Of course, we can’t discuss lesbians in the media without taking a moment to swoon over the dearly departed L Word. However much the theme song grated and Jenny got right on your tits, it was truly special to have our own gloriously gay drama, featuring actual LGBT people in the cast and crew. Since then we’ve binge- watched our way through shows like Lip Service, Orange Is The New Black and Wentworth. With so much more representation on TV than in 1994, it’s easy to think everything’s rosy, but the reality isn’t quite so simple. While it’s better for white, able- bodied people, there’s still nowhere near enough representation for people of colour, disabled, bi, trans and non- binary folk. And yes, there are more queer women on TV than there were in the 90s and 00s, but 2016 was a low point as we were killed off in droves. Is it really so hard to come up with a storyline for a gay character apart from “tortured coming out, fleeting moment of happiness, sudden and pointless death”? All these sub- standard on- screen portrayals make it more important than ever that we tell our own stories in queer web- based dramas like Different For Girls and Her Story.

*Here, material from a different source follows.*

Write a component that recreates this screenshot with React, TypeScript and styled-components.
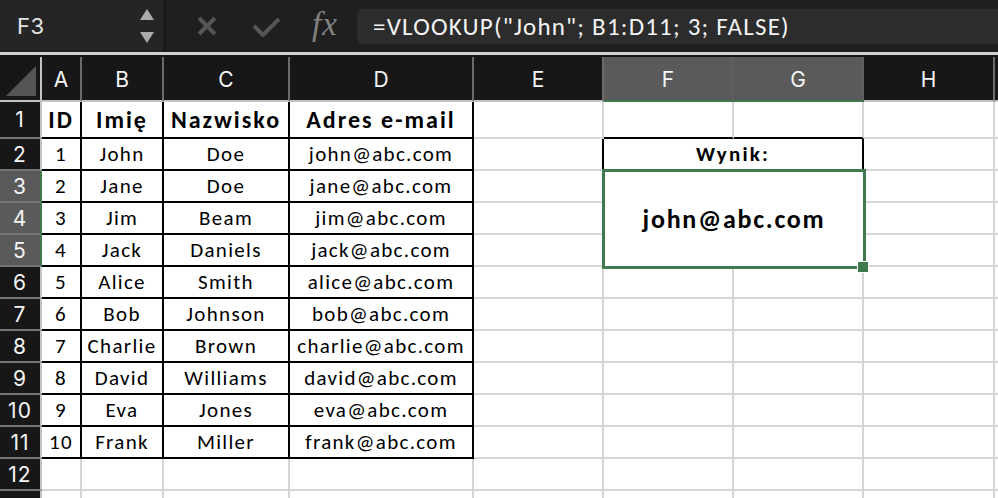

So much has changed since 1994 and yet nothing has changed at all – discrimination is still rife and hate crime is on the rise, only now there are some who see our sexuality as something to be cashed in on. But it’s our birthday so let’s try and be positive. Over the last 23 years, things have definitely improved and DIVA’S been here to document it all. Just think of all the celebs who came out last year – Amandla Stenberg, Lauren Jauregui and Saara Aalto, to name but a few. And if you still need cheering up, go and watch the Youtube video of Kristen Stewart hosting Saturday Night Live and telling Donald Trump, “I’m like, soooo gay, dude”. It’s guaranteed to make you like, soooo happy, dude.